Decreto de Roberto Naves que responsabiliza empresários pelos prejuízos com alagamentos volta ao holofote com chegada das chuvas

Ex-presidente da OAB de Anápolis, Jorge Henrique Elias, diz que documento é inconstitucional

Davi Galvão Davi Galvão -
Imagem mostra transbordamento do Córrego das Antas, na altura da Amazílio Lino. (Foto: Isabella Valverde/Portal 6)
Imagem mostra transbordamento do Córrego das Antas, na altura da Amazílio Lino. (Foto: Isabella Valverde/Portal 6)

A chegada das chuvas marca, para muitos anapolinos, o alívio após cerca de cinco meses de calor e estiagem severa.
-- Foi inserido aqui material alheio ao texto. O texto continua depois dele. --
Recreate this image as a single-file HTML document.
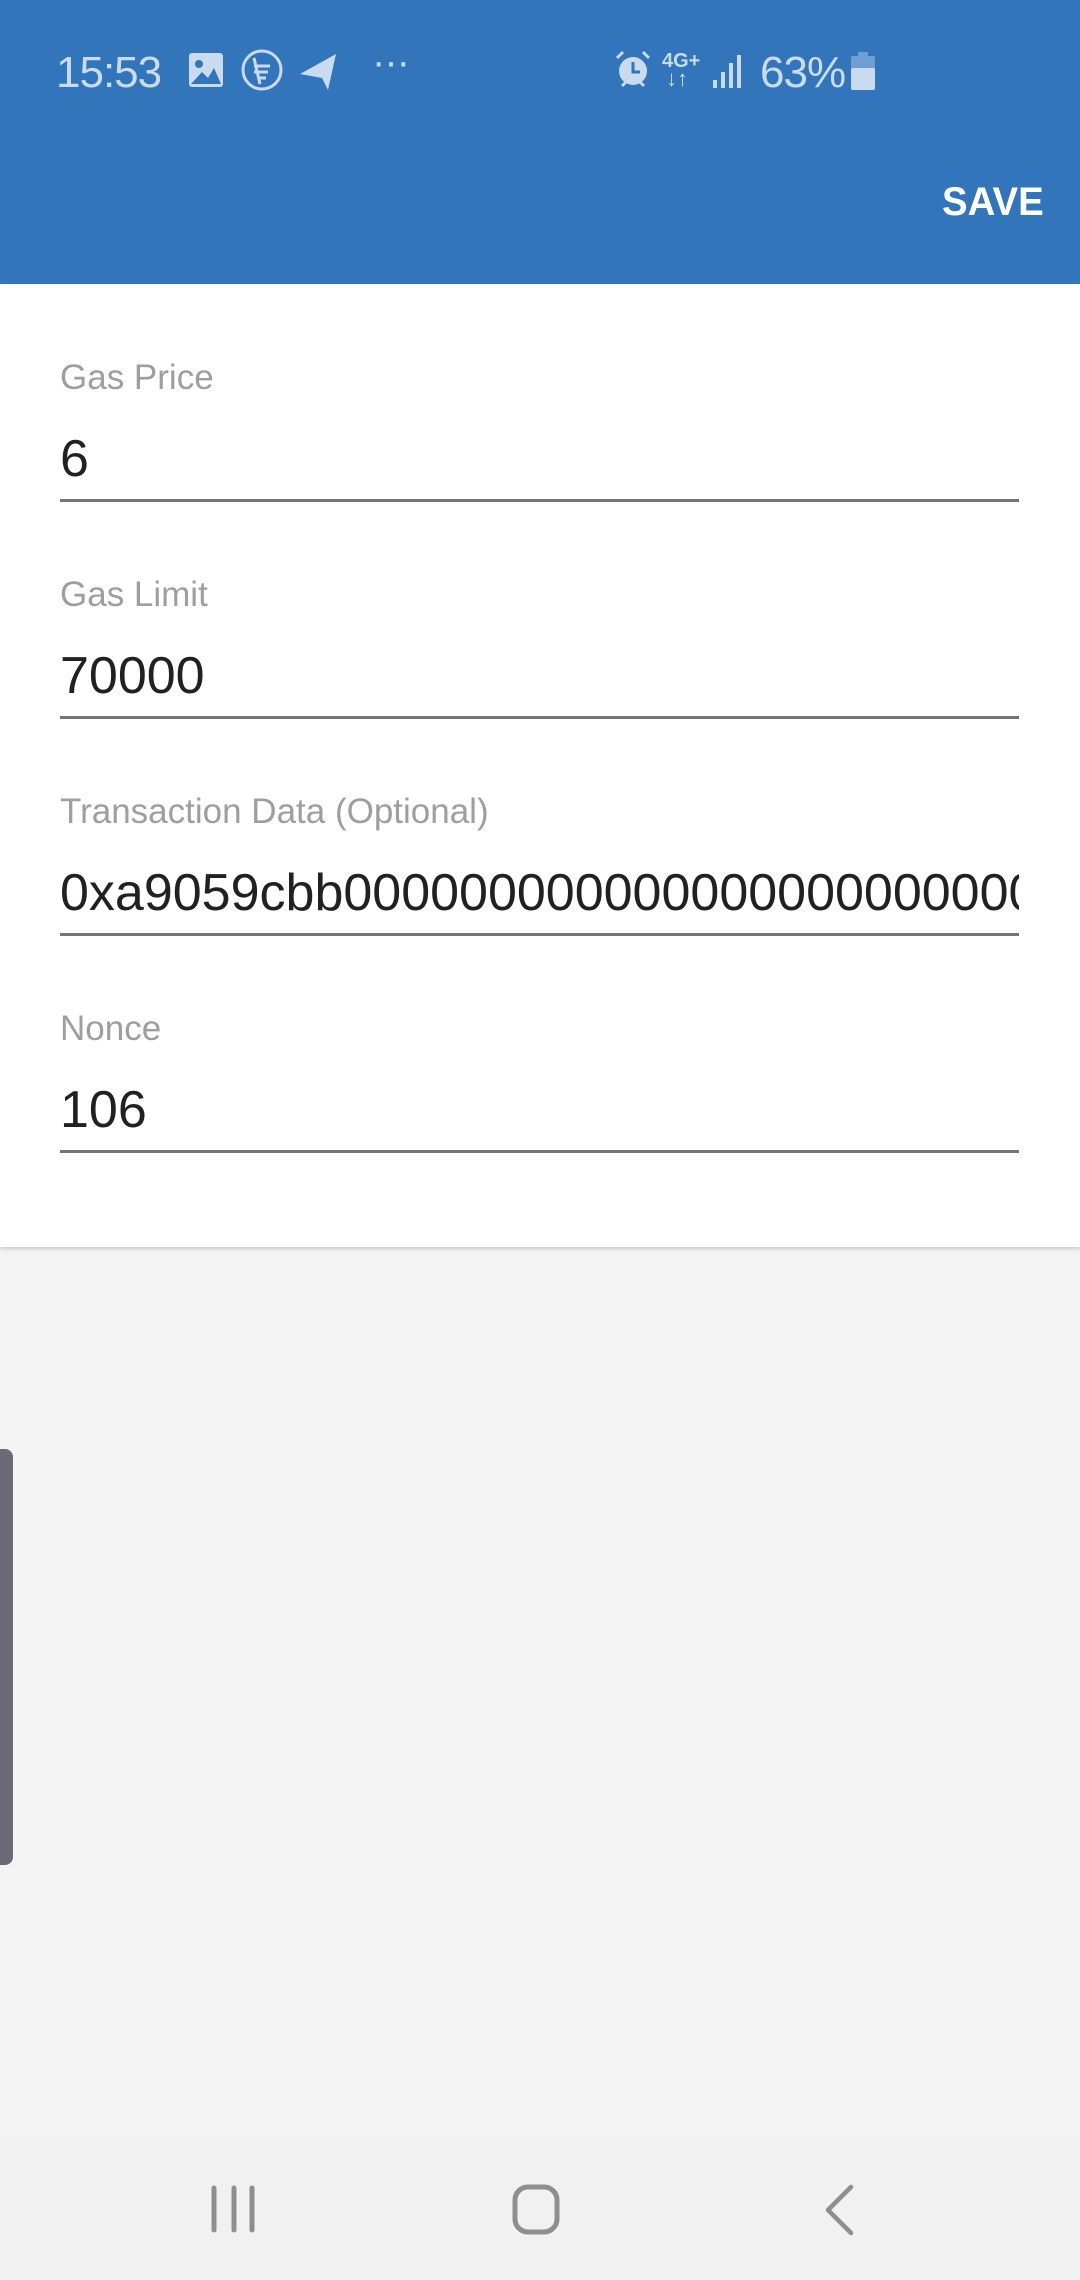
<!DOCTYPE html>
<html><head><meta charset="utf-8"><style>
*{margin:0;padding:0;box-sizing:border-box}
body{width:1080px;height:2280px;background:#f4f4f4;font-family:"Liberation Sans",sans-serif;position:relative;overflow:hidden}
.bar{position:absolute;left:0;top:0;width:1080px;height:284px;background:#3275ba}
.st{position:absolute;color:#c9dbef;font-size:44px;top:48px;letter-spacing:-1px}
.save{position:absolute;left:942px;top:180px;color:#fff;font-size:40px;font-weight:bold;transform:scaleX(0.96);transform-origin:left}
.card{position:absolute;left:0;top:284px;width:1080px;height:963px;background:#fff;box-shadow:0 2px 4px rgba(0,0,0,0.18)}
.lbl{position:absolute;left:60px;color:#9e9e9e;font-size:35px}
.val{position:absolute;left:60px;width:959px;overflow:hidden;white-space:nowrap;color:#212121;font-size:52px}
.ln{position:absolute;left:60px;width:959px;height:3px;background:#757575}
.tab{position:absolute;left:-8px;top:1449px;width:21px;height:416px;background:#6b6878;border-radius:8px}
.nav{position:absolute;left:0;top:2136px;width:1080px;height:144px;background:#f1f1f1}
</style></head><body>
<div class="bar"></div>
<div class="st" style="left:56px">15:53</div>
<svg style="position:absolute;left:188px;top:52px" width="36" height="36" viewBox="0 0 36 36"><rect x="1" y="1" width="34" height="34" rx="3" fill="#c9dbef"/><circle cx="11" cy="12" r="4" fill="#3275ba"/><path d="M3 32 L14 20 L20 26 L26 16 L33 32Z" fill="#3275ba"/></svg>
<svg style="position:absolute;left:240px;top:48px" width="44" height="44" viewBox="0 0 44 44" fill="none" stroke="#c9dbef" stroke-width="3"><circle cx="22" cy="22" r="19"/><path d="M14 18h16M14 24h14M18 30h8M14 10l6 26"/></svg>
<svg style="position:absolute;left:298px;top:52px" width="42" height="40" viewBox="0 0 42 40"><path d="M2 22 L38 2 L30 38 L24 26Z" fill="#c9dbef"/></svg>
<div class="st" style="left:372px;top:40px;font-size:40px">···</div>
<svg style="position:absolute;left:614px;top:50px" width="38" height="40" viewBox="0 0 38 40"><circle cx="19" cy="21" r="14" fill="#c9dbef"/><path d="M19 12v10h7" stroke="#3275ba" stroke-width="3" fill="none"/><path d="M3 8l6-6M35 8l-6-6M8 36l4-4M30 36l-4-4" stroke="#c9dbef" stroke-width="3"/></svg>
<div style="position:absolute;left:662px;top:50px;color:#c9dbef;font-size:20px;font-weight:bold">4G+</div>
<div style="position:absolute;left:666px;top:66px;color:#c9dbef;font-size:22px;font-weight:bold">↓↑</div>
<svg style="position:absolute;left:712px;top:54px" width="32" height="34" viewBox="0 0 32 34" fill="#c9dbef"><rect x="1" y="26" width="4" height="8"/><rect x="9" y="18" width="4" height="16"/><rect x="17" y="9" width="4" height="25"/><rect x="25" y="1" width="4" height="33"/></svg>
<div class="st" style="left:760px">63%</div>
<svg style="position:absolute;left:850px;top:52px" width="26" height="38" viewBox="0 0 26 38"><rect x="8" y="0" width="10" height="4" fill="#6f9ed2"/><rect x="1" y="4" width="24" height="34" rx="2" fill="#6f9ed2"/><rect x="1" y="16" width="24" height="22" rx="2" fill="#c9dbef"/></svg>
<div class="save">SAVE</div>
<div class="card"></div>
<div class="lbl" style="top:358px">Gas Price</div>
<div class="val" style="top:429px">6</div>
<div class="ln" style="top:499px"></div>
<div class="lbl" style="top:575px">Gas Limit</div>
<div class="val" style="top:646px">70000</div>
<div class="ln" style="top:716px"></div>
<div class="lbl" style="top:792px">Transaction Data (Optional)</div>
<div class="val" style="top:863px">0xa9059cbb0000000000000000000000000000</div>
<div class="ln" style="top:933px"></div>
<div class="lbl" style="top:1009px">Nonce</div>
<div class="val" style="top:1080px">106</div>
<div class="ln" style="top:1150px"></div>
<div class="tab"></div>
<div class="nav"></div>
<svg style="position:absolute;left:205px;top:2185px" width="60" height="50" viewBox="0 0 60 50" stroke="#8e8e8e" stroke-width="5" stroke-linecap="round"><path d="M9 3v42M29 3v42M47 3v42"/></svg>
<svg style="position:absolute;left:510px;top:2183px" width="52" height="54" viewBox="0 0 52 54"><rect x="5" y="4" width="42" height="45" rx="13" fill="none" stroke="#8e8e8e" stroke-width="5"/></svg>
<svg style="position:absolute;left:820px;top:2184px" width="40" height="52" viewBox="0 0 40 52"><path d="M31 3 L8 26 L31 49" fill="none" stroke="#8e8e8e" stroke-width="4.5" stroke-linecap="round" stroke-linejoin="round"/></svg>
</body></html>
Apesar disso, para quem mora ou possui algum comércio em uma área com risco de enchente, surge a apreensão de testemunhar tudo o que foi conquistado ao longo dos anos ser levado pela água e lama, sem nenhum apoio do poder público.

Isso porque, desde agosto de 2023, um decreto de autoria do prefeito Roberto Naves (Republicanos) exime a Prefeitura de arcar com qualquer prejuízo em imóveis particulares em decorrência de alagamentos.

Conforme a letra da normativa municipal, para emitir ou renovar as licenças e certidões de uso de solo, o proprietário do imóvel comercial tem de assinar um termo de responsabilidade, concordando com a medida.

As áreas explicitadas no decreto são as seguintes: Avenidas Amazílio Lino, Ayrton Senna, Pedro Ludovico, Barão do Rio Branco, Goiás, Miguel João, Brasil Sul; Região Leste e nos Bairros Flamboyant, Residencial Buritis, Summerville, Santo Antônio, Flor de Liz, Residencial Ander 1ª e 2ª etapa, Chácaras Americanas, Jardim Itália, Morada Nova, Parque Brasília, Residencial Ipanema, Jardim Ibirapuera; Região Centro Norte, Parque da Matinha, Maracanã e Santa Izabel, Avenida Belo Horizonte e Bairro Bom Clima.

Placa de risco de alagamento em frente ao terminal rodoviário de Anápolis (Foto: Davi Galvão)

Legalidade do decreto

Para o advogado e ex-presidente da OAB Anápolis, Jorge Henrique Elias, só há uma palavra para se referir a tal medida: inconstitucional.

“O que esse decreto faz é basicamente transferir uma obrigação que era da Prefeitura diretamente para o cidadão, já que o ônus por quaisquer danos em virtude de fenômenos climáticos deveria ser do Poder Público, então é sim inconstitucional”, comentou, em entrevista ao Portal 6.

Pouco após o decreto ser publicado no Diário Oficial do Município, Jorge Henrique contou que entrou com uma ação civil pública justamente com o intuito de evidenciar a inconstitucionalidade da medida. O processo ainda não foi julgado.

O advogado, que inclusive teve o escritório destruído em 2023 por conta das chuvas, destacou que não faz sentido, por parte da Prefeitura, se eximir da responsabilidade, uma vez que os proprietários dos imóveis nas áreas de risco ainda têm de pagar impostos normalmente.

Escritório na Vila Góis ficou tomado por lama após ser inundado por chuva. (Foto: Divulgação)

“Agora, a Prefeitura autoriza passar redes de energia, autoriza a circulação de ônibus, o serviço de distribuição de água e manejo de esgoto, é porque a área é habitável. Então como não é responsabilidade do Poder Público garantir que quem mora ou trabalha lá tenha segurança nessa época de chuvas?”, questionou.

O que fazer em caso de prejuízos?

Já com relação às providências judiciais que o cidadão podem adotar caso tenha seu imóvel inundado e deseje ser reparado, diante da atual vigência do Decreto que “exime” a Prefeitura da responsabilidade,  Jorge Henrique ponderou:

“É perfeitamente possível que, mesmo após a entrada em vigor do Decreto, o cidadão possa processar o Município para ser indenizado bastando que, em sua Ação de Indenização, faça um requerimento incidental, ou seja, dentro do próprio processo, para que o Juiz decrete a inconstitucionalidade do Decreto Municipal, cabendo ao Poder Judiciário analisar, caso a caso, esse pedido”, destacou.

Desse modo, além da compensação pelo dinheiro investido em lidar com o prejuízo imediato, o cidadão também pode, dependendo do caso, pedir indenização por dano moral, com base no transtorno pelo tempo que o estabelecimento ficou parado, bem como pela renda que deixou de adquirir.